(TASK)
Pull every line holding the string "this" from the records below.

===== LISTED RECORDS =====

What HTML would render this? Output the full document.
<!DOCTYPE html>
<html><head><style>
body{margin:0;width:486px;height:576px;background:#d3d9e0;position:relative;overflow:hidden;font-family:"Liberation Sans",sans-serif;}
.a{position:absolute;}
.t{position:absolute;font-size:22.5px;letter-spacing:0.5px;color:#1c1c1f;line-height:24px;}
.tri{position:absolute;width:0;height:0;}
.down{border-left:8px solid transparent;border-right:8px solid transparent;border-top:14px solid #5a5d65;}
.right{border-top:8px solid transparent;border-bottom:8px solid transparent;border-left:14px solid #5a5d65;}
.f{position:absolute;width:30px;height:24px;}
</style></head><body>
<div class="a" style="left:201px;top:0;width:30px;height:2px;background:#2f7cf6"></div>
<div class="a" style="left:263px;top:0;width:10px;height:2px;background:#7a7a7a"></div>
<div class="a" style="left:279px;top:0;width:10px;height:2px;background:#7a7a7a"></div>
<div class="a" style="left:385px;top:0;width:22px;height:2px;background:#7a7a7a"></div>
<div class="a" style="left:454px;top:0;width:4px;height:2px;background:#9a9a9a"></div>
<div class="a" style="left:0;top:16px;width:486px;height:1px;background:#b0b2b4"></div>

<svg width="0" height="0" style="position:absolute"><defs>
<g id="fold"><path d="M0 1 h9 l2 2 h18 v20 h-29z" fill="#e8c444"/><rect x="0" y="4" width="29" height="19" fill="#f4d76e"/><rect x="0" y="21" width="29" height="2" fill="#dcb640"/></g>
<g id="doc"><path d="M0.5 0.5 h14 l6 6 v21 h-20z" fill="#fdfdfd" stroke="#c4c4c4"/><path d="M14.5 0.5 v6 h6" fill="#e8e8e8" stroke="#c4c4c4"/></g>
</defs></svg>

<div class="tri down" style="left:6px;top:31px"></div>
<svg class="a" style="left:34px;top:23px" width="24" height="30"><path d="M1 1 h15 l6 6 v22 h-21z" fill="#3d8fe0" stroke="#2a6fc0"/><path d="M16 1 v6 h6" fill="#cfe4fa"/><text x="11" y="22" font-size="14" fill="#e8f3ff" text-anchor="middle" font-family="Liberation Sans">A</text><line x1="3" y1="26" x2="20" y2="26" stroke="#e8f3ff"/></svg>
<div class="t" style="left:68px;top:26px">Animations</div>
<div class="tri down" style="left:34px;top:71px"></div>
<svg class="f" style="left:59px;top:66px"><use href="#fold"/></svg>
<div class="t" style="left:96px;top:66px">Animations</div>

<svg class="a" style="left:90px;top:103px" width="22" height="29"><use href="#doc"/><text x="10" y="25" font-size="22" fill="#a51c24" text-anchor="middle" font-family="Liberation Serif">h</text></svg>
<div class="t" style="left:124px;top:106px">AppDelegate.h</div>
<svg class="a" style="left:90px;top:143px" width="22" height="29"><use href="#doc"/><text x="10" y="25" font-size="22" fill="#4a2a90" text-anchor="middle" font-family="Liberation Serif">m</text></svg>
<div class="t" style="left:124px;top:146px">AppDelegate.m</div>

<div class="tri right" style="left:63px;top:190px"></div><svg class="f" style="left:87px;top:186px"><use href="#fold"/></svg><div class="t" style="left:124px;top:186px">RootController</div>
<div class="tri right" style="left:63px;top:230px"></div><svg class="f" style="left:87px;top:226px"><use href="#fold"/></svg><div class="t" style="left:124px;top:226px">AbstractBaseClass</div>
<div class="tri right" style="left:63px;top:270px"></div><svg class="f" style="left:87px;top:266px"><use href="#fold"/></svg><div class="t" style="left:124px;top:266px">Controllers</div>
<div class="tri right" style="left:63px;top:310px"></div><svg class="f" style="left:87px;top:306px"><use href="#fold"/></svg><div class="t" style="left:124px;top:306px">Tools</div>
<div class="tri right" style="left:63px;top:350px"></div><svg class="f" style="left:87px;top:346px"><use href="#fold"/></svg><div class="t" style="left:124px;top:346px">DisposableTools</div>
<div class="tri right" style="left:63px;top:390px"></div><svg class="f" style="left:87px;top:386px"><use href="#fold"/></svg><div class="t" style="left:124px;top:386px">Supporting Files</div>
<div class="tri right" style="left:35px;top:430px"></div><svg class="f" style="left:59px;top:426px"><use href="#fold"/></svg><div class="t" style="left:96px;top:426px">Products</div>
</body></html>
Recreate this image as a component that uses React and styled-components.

=====

(COMPLETE RESPONSE)
What HTML would render this? Output the full document.
Recreate this image as a component that uses React and styled-components.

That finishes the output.